Por isso, “revela-se de importância ímpar a promoção de regularização fundiária nas terras ocupadas de domínio da União na Amazônia Legal, de modo a assegurar a inclusão social das comunidades que ali vivem, por meio da concessão de títulos de propriedade ou concessão de direito real de uso às áreas habitadas, redução da pobreza, acesso aos programas sociais de incentivo à produção sustentável, bem como melhorando as condições de fiscalização ambiental e responsabilização pelas lesões causadas à Floresta Amazônica”.

Os procuradores enfatizam ainda que entre os propósitos da constituição se encontram os de assegurar que a destinação de terras públicas e devolutas não se faça em prejuízo da população do campo que aguarda a implementação do direito à moradia.

Exige também que haja democratização do acesso à terra, desconcentrando a estrutura fundiária brasileira.
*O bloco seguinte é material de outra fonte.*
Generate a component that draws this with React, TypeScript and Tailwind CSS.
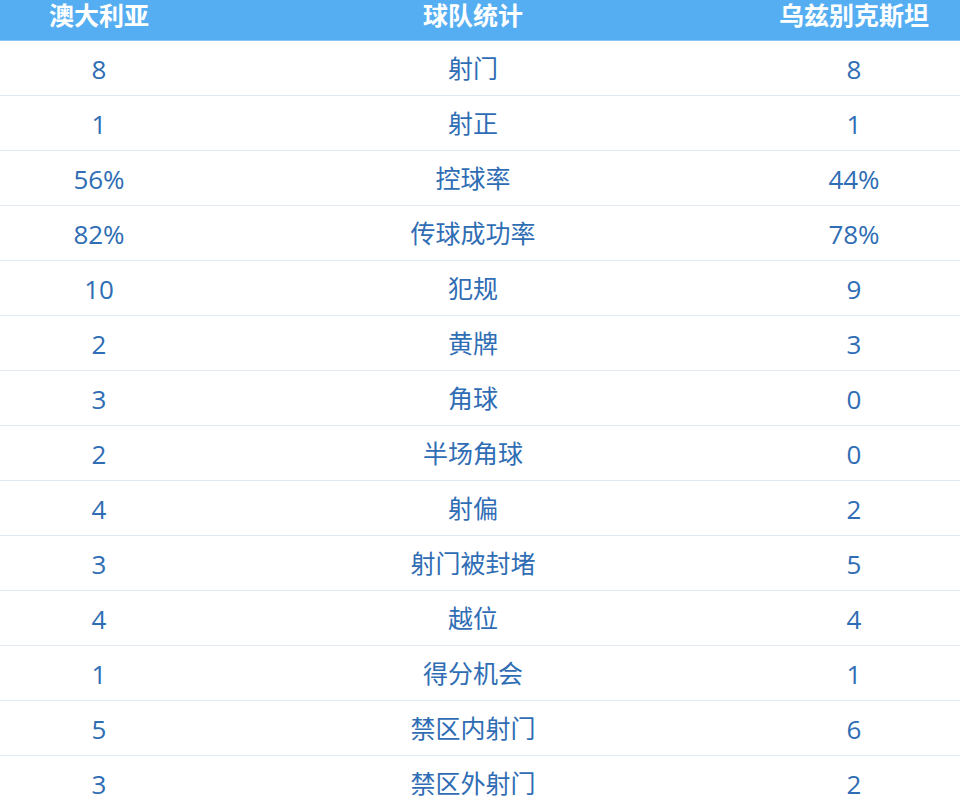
import React from 'react';

const STATS: [string, string, string][] = [
  ['8', '射门', '8'],
  ['1', '射正', '1'],
  ['56%', '控球率', '44%'],
  ['82%', '传球成功率', '78%'],
  ['10', '犯规', '9'],
  ['2', '黄牌', '3'],
  ['3', '角球', '0'],
  ['2', '半场角球', '0'],
  ['4', '射偏', '2'],
  ['3', '射门被封堵', '5'],
  ['4', '越位', '4'],
  ['1', '得分机会', '1'],
  ['5', '禁区内射门', '6'],
  ['3', '禁区外射门', '2'],
];

export default function App() {
  return (
    <div
      className="w-[960px] h-[806px] overflow-hidden bg-white"
      style={{ fontFamily: '"Open Sans", "Noto Sans CJK SC", sans-serif' }}
    >
      {/* Header */}
      <div className="h-[41px] bg-[#56aef2] border-b border-[#8cc6f3] grid grid-cols-[198px_550px_212px] text-white font-bold text-[25px] leading-[31px]">
        <div className="text-center">澳大利亚</div>
        <div className="text-center">球队统计</div>
        <div className="text-center">乌兹别克斯坦</div>
      </div>

      {/* Rows */}
      {STATS.map(([home, label, away]) => (
        <div
          key={label}
          className="h-[55px] pt-[2px] border-b border-[#e1eaf3] grid grid-cols-[198px_550px_212px] items-center text-[#2f6db4]"
        >
          <div className="text-center text-[26px]">{home}</div>
          <div className="text-center text-[25px]">{label}</div>
          <div className="text-center text-[26px]">{away}</div>
        </div>
      ))}
    </div>
  );
}
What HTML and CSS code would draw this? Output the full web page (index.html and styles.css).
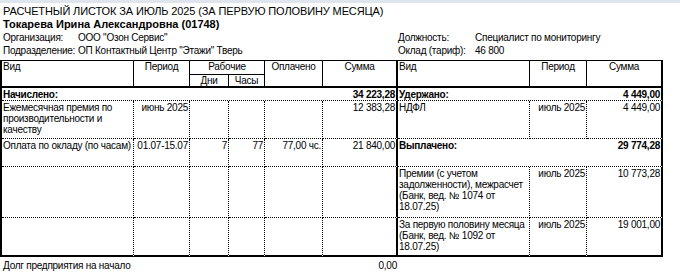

E que a produção agrícola se diversifique, como garantia de alimentação adequada a todos os brasileiros.

No entanto, a MP 910, em exame pelo parlamento, “a exemplo de suas antecessoras, está absolutamente dissociada de quaisquer dessas metas”. Promove exatamente o contrário.

*Lúcio Flávio Pinto é jornalista desde 1966. Sociólogo formado pela Escola de Sociologia e Política de São Paulo, em 1973. Editor do Jornal Pessoal, publicação alternativa que circula em Belém (PA) desde 1987. Autor de mais de 20 livros sobre a Amazônia, entre eles, Guerra Amazônica, Jornalismo na linha de tiro e Contra o Poder. Por seu trabalho em defesa da verdade e contra as injustiças sociais, recebeu em Roma, em 1997, o prêmio Colombe d’oro per La Pace. Em 2005 recebeu o prêmio anual do Comittee for Jornalists Protection (CPJ), em Nova York, pela defesa da Amazônia e dos direitos humanos. Lúcio Flávio é o único jornalista brasileiro eleito entre os 100 heróis da liberdade de imprensa, pela organização internacional Repórteres Sem Fronteiras em 2014.